Public space tells girls: ‘There’s nothing for you’. Susannah Walker and Imogen Clark founded Make Space for Girls to make parks places teenage girls want to use

Susannah Walker (left) and Imogen Clark.
Susannah Walker (left) and Imogen Clark.

In March you started a charity campaigning to improve play space for teenage girls. What sparked that?

SW Caroline Criado Perez’s book Invisible Women notes that the things parks usually provide for teenagers – a skate park, BMX track and a MUGA – are almost exclusively used by boys. We worry about girls’ health and safety, but it’s also a social issue.  I contacted my local council, but was brushed off. Imogen, a friend and a lawyer, thought there might be a legal basis for a campaign.

IC The Equality Act 2010 says public authorities must have due regard for the needs of disadvantaged groups. In park provision that is teenage girls. We want to use that law as a positive framework for reducing inequality.

Why focus on gender equity in parks, rather than all public spaces?

SW Good organisations are working in areas like schools; playspaces was a weird gap. When children go to parks with parents, girls and boys access facilities more equally. Once they go on their own, research in Sweden found a ratio of 80:20 boys to girls. There is a problem, but it’s not intractable: it can be fixed.

What have you done so far?

SW One aim was to gather data. Lots of money goes into parks and no-one asks who is using them. We’ve worked with Sport Yorkshire to initiate research on five parks. We also want to trial interventions, and consultation for a project in Bath is starting soon. Reaction has been very positive. We didn’t so much push at an open door as get flung into the middle of the room, very fast.

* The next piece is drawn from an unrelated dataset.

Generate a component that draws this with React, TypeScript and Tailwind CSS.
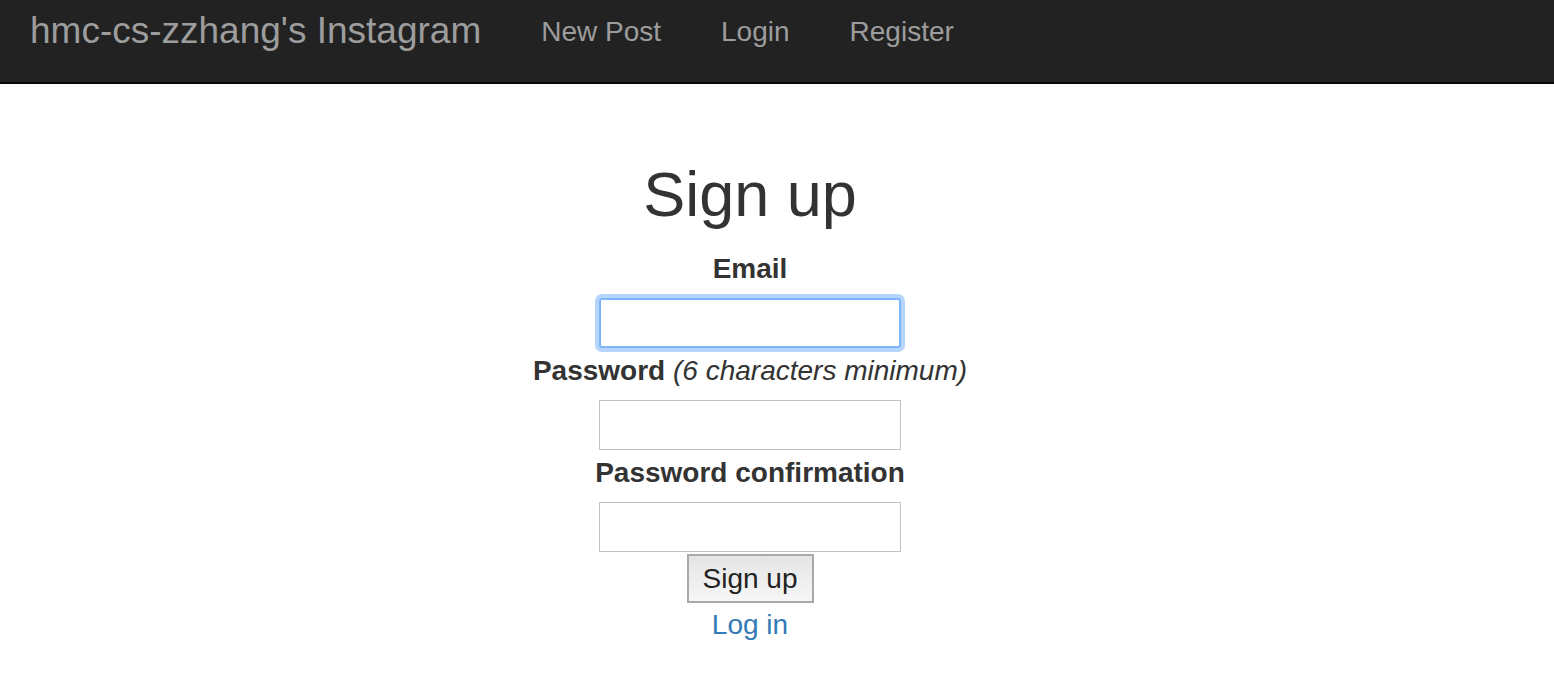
import React from "react";

export default function App() {
  return (
    <div className="min-h-screen bg-white text-[#333]" style={{ fontFamily: '"Liberation Sans", Arial, Helvetica, sans-serif' }}>
      <nav className="flex h-[84px] items-start border-b-2 border-[#080808] bg-[#222]">
        <a className="block pl-[30px] pr-[30px] pt-[11px] text-[37px] leading-[40px] text-[#9d9d9d]">hmc-cs-zzhang's Instagram</a>
        <a className="block px-[30px] pt-[12px] text-[28px] leading-[40px] text-[#9d9d9d]">New Post</a>
        <a className="block px-[30px] pt-[12px] text-[28px] leading-[40px] text-[#9d9d9d]">Login</a>
        <a className="block px-[30px] pt-[12px] text-[28px] leading-[40px] text-[#9d9d9d]">Register</a>
      </nav>
      <div className="flex flex-col items-center pr-[54px]">
        <h1 className="mt-[77px] text-[63px] font-normal leading-[66px] text-[#333]">Sign up</h1>
        <label className="mt-[19px] mb-[10px] box-border h-[42px] pt-[4px] text-[28px] font-bold leading-[38px]">Email</label>
        <input
          type="email"
          className="box-border h-[50px] w-[302px] rounded-[3px] border-2 border-[#7eb4fa] bg-white shadow-[0_0_0_4px_#b5d5fc] outline-none"
        />
        <label className="mb-[10px] box-border h-[42px] pt-[4px] text-[28px] font-bold leading-[38px]">
          Password <em className="font-normal">(6 characters minimum)</em>
        </label>
        <input type="password" className="box-border h-[50px] w-[302px] border border-[#c2c2c2] bg-white outline-none" />
        <label className="mb-[10px] box-border h-[42px] pt-[4px] text-[28px] font-bold leading-[38px]">Password confirmation</label>
        <input type="password" className="box-border h-[50px] w-[302px] border border-[#c2c2c2] bg-white outline-none" />
        <button className="mt-[2px] box-border h-[49px] w-[127px] border-2 border-[#a9a9a9] bg-gradient-to-b from-[#e5e5e5] to-[#f6f6f6] text-[28px] leading-[40px] text-[#222]">
          Sign up
        </button>
        <a className="h-[40px] pt-[2px] text-[28px] leading-[40px] text-[#337ab7]">Log in</a>
      </div>
    </div>
  );
}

Has anyone expressed concern at the idea of creating different spaces for boys and girls?

IC We don’t want different spaces, but spaces that can be used by all. A fenced pitch with narrow entrances does not feel safe for girls, nor places where large groups of boys hang around. US research shows that living near a park makes girls more active, unless it has a skate park. To make more equitable space, we must recognise that.

What are the solutions?

SW It’s partly the facilities – teenage girls like banks of swings, which are often fenced off in toddlers’ playgrounds – and partly their design; there’s interesting work on how skateparks can be friendlier. Our website, makespaceforgirls.co.uk, has examples of good practice.

IC Also engaging with teenage girls, and siting facilities sensitively. Teenage girls like passive surveillance: paths, lighting and subdivision to accommodate different groups. Boys expand to fill available space. That’s why architects are important to what we are doing: we need to be more creative in how we see space in parks.